Data lines |
###
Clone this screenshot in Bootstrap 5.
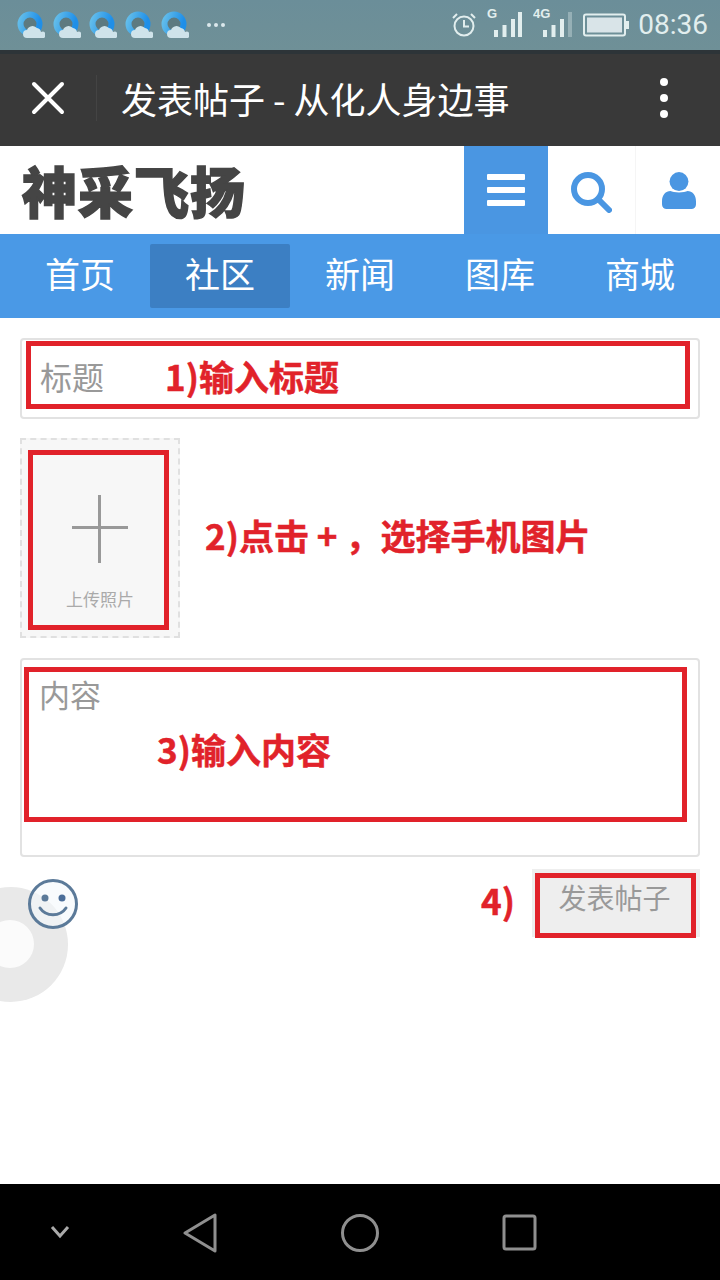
<!DOCTYPE html>
<html lang="zh-CN">
<head>
    <meta charset="UTF-8">
    <meta name="viewport" content="width=device-width, initial-scale=1.0">
    <title>发表帖子 - 从化人身边事</title>
    <link href="https://cdn.jsdelivr.net/npm/bootstrap@5.3.0/dist/css/bootstrap.min.css" rel="stylesheet">
    <style>
        html, body { height: 1280px; overflow: hidden; }
        body { font-family: "Liberation Sans", "Noto Sans CJK SC", sans-serif; background: #fff; position: relative; }
        .cjk { font-family: "Noto Sans CJK SC", sans-serif; }

        .status-bar { height: 50px; background: linear-gradient(#6b8e99, #6f9097); color: #e2eeee; padding: 0 12px 0 17px; }
        .cloud-row { gap: 8px; }
        .more-dots { gap: 3px; margin-left: 10px; }
        .more-dots i { display: block; width: 4px; height: 4px; border-radius: 50%; background: #dbe8ec; }
        .stat-right { gap: 10px; }
        .clock { font-family: Roboto, sans-serif; font-size: 28px; line-height: 1; margin-left: -1px; }

        .app-bar { height: 96px; background: #393939; border-top: 4px solid #2d3438; color: #fff; padding-bottom: 4px; }
        .close-cell { width: 97px; height: 46px; border-right: 1px solid #444; }
        .app-title { font-size: 36px; line-height: 1; margin-left: 24px; font-weight: 400; }
        .menu-dots { width: 8px; margin-right: 52px; gap: 8px; }
        .menu-dots i { display: block; width: 8px; height: 8px; border-radius: 50%; background: #fff; }

        .site-head { height: 88px; background: #fff; }
        .site-logo { font-size: 55px; font-weight: 900; color: #454545; line-height: 86px; padding-left: 22px; letter-spacing: 1px; -webkit-text-stroke: 1.5px #454545; }
        .head-btn { height: 88px; }
        .head-menu { width: 84px; background: #4a96e2; gap: 7px; }
        .head-menu i { display: block; width: 38px; height: 6px; background: #fff; border-radius: 1px; }
        .head-search { width: 88px; border-right: 1px solid #f5f5f5; padding-top: 4px; }
        .head-user { width: 84px; padding-top: 2px; padding-left: 2px; }

        .site-nav { height: 84px; background: #4a99e6; padding: 10px 10px; }
        .site-nav .nav-link { width: 140px; height: 64px; padding: 0; color: #fff; font-size: 35px; line-height: 58px; text-align: center; border-radius: 2px; }
        .site-nav .nav-link.active { background: #3c7fc3; }

        .post-form { padding: 20px 20px 0; }
        .text-field.form-control { height: 81px; border: 2px solid #e2e2e2; border-radius: 4px; padding: 16px 18px; color: #999; font-size: 32px; line-height: 1.25; position: relative; }
        .content-field.form-control { height: 199px; padding: 15px 17px; margin-top: 20px; font-size: 31px; }
        .upload-row { margin-top: 19px; }
        .upload-box { width: 160px; height: 200px; border: 2px dashed #e0e0e0; background: #f7f7f7; color: #aaa; font-size: 17px; position: relative; }
        .plus-v, .plus-h { position: absolute; background: #999; }
        .plus-v { left: 76px; top: 55px; width: 3px; height: 68px; }
        .plus-h { left: 50px; top: 86px; width: 56px; height: 3px; }
        .upload-label { position: absolute; left: 0; right: 0; top: 148px; text-align: center; line-height: 22px; }

        .form-foot { height: 70px; margin-top: 12px; position: relative; }
        .send-btn.btn { width: 168px; height: 68px; background: #eee; border: 0; border-radius: 0; color: #999; font-size: 28px; line-height: 1; padding: 0 3px 12px 0; }

        /* red instruction marks drawn over the form */
        .mark-box { position: absolute; border: 5px solid #e1222a; pointer-events: none; }
        .mark-title { left: 26px; top: 341px; width: 664px; height: 68px; }
        .mark-upload { left: 28px; top: 450px; width: 141px; height: 180px; }
        .mark-content { left: 24px; top: 667px; width: 663px; height: 155px; }
        .mark-send { left: 535px; top: 873px; width: 161px; height: 65px; }
        .mark-text { position: absolute; color: #e1222a; font-weight: 700; font-size: 35px; line-height: 40px; white-space: nowrap; -webkit-text-stroke: .5px #e1222a; }
        .note-1 { left: 165px; top: 356px; }
        .note-2 { left: 205px; top: 515px; }
        .note-3 { left: 157px; top: 729px; }
        .note-4 { left: 481px; top: 880px; }

        .float-ball { position: absolute; left: -47px; top: 887px; width: 115px; height: 115px; border-radius: 50%; background: #e9e9e9; }
        .float-ball::after { content: ""; position: absolute; left: 33px; top: 33px; width: 48px; height: 48px; border-radius: 50%; background: #fbfbfb; }
        .smiley { position: absolute; left: 27px; top: 878px; }

        .sys-bar { position: absolute; left: 0; right: 0; top: 1184px; height: 96px; background: #000; }
        .sys-bar svg { position: absolute; }
        .sys-down { left: 50px; top: 41px; }
        .sys-back { left: 183px; top: 29px; }
        .sys-home { left: 340px; top: 29px; }
        .sys-recent { left: 502px; top: 30px; }
    </style>
</head>
<body>
    <svg width="0" height="0" class="position-absolute">
        <defs>
            <linearGradient id="ringGrad" x1="0" y1="0" x2="1" y2="0.300">
                <stop offset="0" stop-color="#63bdea"/>
                <stop offset="1" stop-color="#1f8fe8"/>
            </linearGradient>
            <symbol id="weatherIcon" viewBox="0 0 28 28">
                <circle cx="13" cy="13" r="9.500" fill="#5d7a80" stroke="url(#ringGrad)" stroke-width="6"/>
                <path d="M10 27a4 4 0 0 1 0-8 6 6 0 0 1 10-2 5 5 0 0 1 4 4 3 3 0 0 1 3 6z" fill="#cfe3ea"/>
            </symbol>
        </defs>
    </svg>

    <div class="status-bar d-flex align-items-center">
        <div class="d-flex align-items-center cloud-row">
            <svg width="28" height="28"><use href="#weatherIcon"/></svg>
            <svg width="28" height="28"><use href="#weatherIcon"/></svg>
            <svg width="28" height="28"><use href="#weatherIcon"/></svg>
            <svg width="28" height="28"><use href="#weatherIcon"/></svg>
            <svg width="28" height="28"><use href="#weatherIcon"/></svg>
            <div class="more-dots d-flex"><i></i><i></i><i></i></div>
        </div>
        <div class="ms-auto d-flex align-items-center stat-right">
            <svg width="26" height="26" viewBox="0 0 26 26" fill="none" stroke="#e2eeee" stroke-width="2"><circle cx="13" cy="14" r="9.500"/><path d="M13 8v6.500h5M2 6l4-4M24 6l-4-4"/></svg>
            <svg width="36" height="38" viewBox="0 0 36 38" fill="#e2eeee"><text x="0" y="12" font-size="13" font-weight="700" font-family="Liberation Sans">G</text><rect x="7" y="24" width="4" height="7"/><rect x="15.500" y="19" width="4" height="12"/><rect x="24" y="13" width="4" height="18"/><rect x="31" y="6" width="4" height="25"/></svg>
            <svg width="40" height="38" viewBox="0 0 40 38" fill="#e2eeee"><text x="0" y="12" font-size="13" font-weight="700" font-family="Liberation Sans">4G</text><rect x="10" y="24" width="4" height="7"/><rect x="18.500" y="19" width="4" height="12"/><rect x="27" y="13" width="4" height="18"/><rect x="35" y="6" width="4" height="25" opacity=".35"/></svg>
            <svg width="46" height="24" viewBox="0 0 46 24"><rect x="1" y="1.500" width="41" height="21" rx="2" fill="none" stroke="#e2eeee" stroke-width="2"/><rect x="4" y="4.500" width="35" height="15" fill="#d9e4e8"/><rect x="43" y="8" width="3" height="8" fill="#e2eeee"/></svg>
            <span class="clock">08:36</span>
        </div>
    </div>

    <div class="app-bar d-flex align-items-center">
        <div class="close-cell d-flex align-items-center justify-content-center">
            <svg width="34" height="34" viewBox="0 0 34 34" stroke="#fff" stroke-width="4" stroke-linecap="round"><path d="M3 3l28 28M31 3L3 31"/></svg>
        </div>
        <div class="app-title cjk">发表帖子 - 从化人身边事</div>
        <div class="menu-dots ms-auto d-flex flex-column"><i></i><i></i><i></i></div>
    </div>

    <div class="site-head d-flex">
        <div class="site-logo cjk">神采飞扬</div>
        <div class="ms-auto d-flex">
            <div class="head-btn head-menu d-flex flex-column align-items-center justify-content-center"><i></i><i></i><i></i></div>
            <div class="head-btn head-search d-flex align-items-center justify-content-center">
                <svg width="41" height="41" viewBox="0 0 41 41" fill="none" stroke="#4a96e2"><circle cx="17" cy="17" r="14" stroke-width="6"/><path d="M28 28l10 10" stroke-width="6" stroke-linecap="round"/></svg>
            </div>
            <div class="head-btn head-user d-flex align-items-center justify-content-center">
                <svg width="34" height="38" viewBox="0 0 36 40" fill="#4a96e2"><circle cx="18" cy="10" r="10"/><path d="M0 31c0-7 4-11 9-11 3 2 15 2 18 0 5 0 9 4 9 11v3c0 3-2 5-5 5H5c-3 0-5-2-5-5z"/></svg>
            </div>
        </div>
    </div>

    <nav class="site-nav nav cjk flex-nowrap">
        <a class="nav-link" href="#">首页</a>
        <a class="nav-link active" href="#">社区</a>
        <a class="nav-link" href="#">新闻</a>
        <a class="nav-link" href="#">图库</a>
        <a class="nav-link" href="#">商城</a>
    </nav>

    <form class="post-form cjk">
        <div class="text-field form-control">标题</div>
        <div class="upload-row">
            <div class="upload-box">
                <span class="plus-v"></span><span class="plus-h"></span>
                <span class="upload-label">上传照片</span>
            </div>
        </div>
        <div class="text-field content-field form-control">内容</div>
        <div class="form-foot d-flex justify-content-end">
            <button type="button" class="send-btn btn">发表帖子</button>
        </div>
    </form>

    <div class="float-ball"></div>
    <svg class="smiley" width="52" height="52" viewBox="0 0 52 52" fill="none" stroke="#5b7a99" stroke-width="3"><circle cx="26" cy="26" r="23.500" fill="#f4f9fb" fill-opacity=".6"/><circle cx="18" cy="20" r="3.500" fill="#5b7a99" stroke="none"/><circle cx="35" cy="20" r="3.500" fill="#4b6e99" stroke="none"/><path d="M13 30c6 9 20 9 26 0" stroke-linecap="round"/></svg>

    <div class="mark-box mark-title"></div>
    <div class="mark-box mark-upload"></div>
    <div class="mark-box mark-content"></div>
    <div class="mark-box mark-send"></div>
    <div class="mark-text note-1 cjk">1)输入标题</div>
    <div class="mark-text note-2 cjk">2)点击 + ，选择手机图片</div>
    <div class="mark-text note-3 cjk">3)输入内容</div>
    <div class="mark-text note-4 cjk">4)</div>

    <div class="sys-bar">
        <svg class="sys-down" width="20" height="14" viewBox="0 0 20 14" fill="none" stroke="#aaa" stroke-width="3"><path d="M2 2l8 9 8-9"/></svg>
        <svg class="sys-back" width="36" height="40" viewBox="0 0 36 40" fill="none" stroke="#8f8f8f" stroke-width="3" stroke-linejoin="round"><path d="M32 2v36L2 20z"/></svg>
        <svg class="sys-home" width="40" height="40" viewBox="0 0 40 40" fill="none" stroke="#8f8f8f" stroke-width="3"><circle cx="20" cy="20" r="17.500"/></svg>
        <svg class="sys-recent" width="36" height="38" viewBox="0 0 36 38" fill="none" stroke="#8f8f8f" stroke-width="3" stroke-linejoin="round"><rect x="2" y="2" width="31" height="33" rx="2"/></svg>
    </div>

    <script src="https://cdn.jsdelivr.net/npm/bootstrap@5.3.0/dist/js/bootstrap.bundle.min.js"></script>
</body>
</html>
###
The problem | Only the lines from the top of the data through the line with "block; width: 8px;" should be quoted, exactly and with both ends kept; skip the pictures.

Solution to the exercise |
Clone this screenshot in Bootstrap 5.
<!DOCTYPE html>
<html lang="zh-CN">
<head>
    <meta charset="UTF-8">
    <meta name="viewport" content="width=device-width, initial-scale=1.0">
    <title>发表帖子 - 从化人身边事</title>
    <link href="https://cdn.jsdelivr.net/npm/bootstrap@5.3.0/dist/css/bootstrap.min.css" rel="stylesheet">
    <style>
        html, body { height: 1280px; overflow: hidden; }
        body { font-family: "Liberation Sans", "Noto Sans CJK SC", sans-serif; background: #fff; position: relative; }
        .cjk { font-family: "Noto Sans CJK SC", sans-serif; }

        .status-bar { height: 50px; background: linear-gradient(#6b8e99, #6f9097); color: #e2eeee; padding: 0 12px 0 17px; }
        .cloud-row { gap: 8px; }
        .more-dots { gap: 3px; margin-left: 10px; }
        .more-dots i { display: block; width: 4px; height: 4px; border-radius: 50%; background: #dbe8ec; }
        .stat-right { gap: 10px; }
        .clock { font-family: Roboto, sans-serif; font-size: 28px; line-height: 1; margin-left: -1px; }

        .app-bar { height: 96px; background: #393939; border-top: 4px solid #2d3438; color: #fff; padding-bottom: 4px; }
        .close-cell { width: 97px; height: 46px; border-right: 1px solid #444; }
        .app-title { font-size: 36px; line-height: 1; margin-left: 24px; font-weight: 400; }
        .menu-dots { width: 8px; margin-right: 52px; gap: 8px; }
        .menu-dots i { display: block; width: 8px; height: 8px; border-radius: 50%; background: #fff; }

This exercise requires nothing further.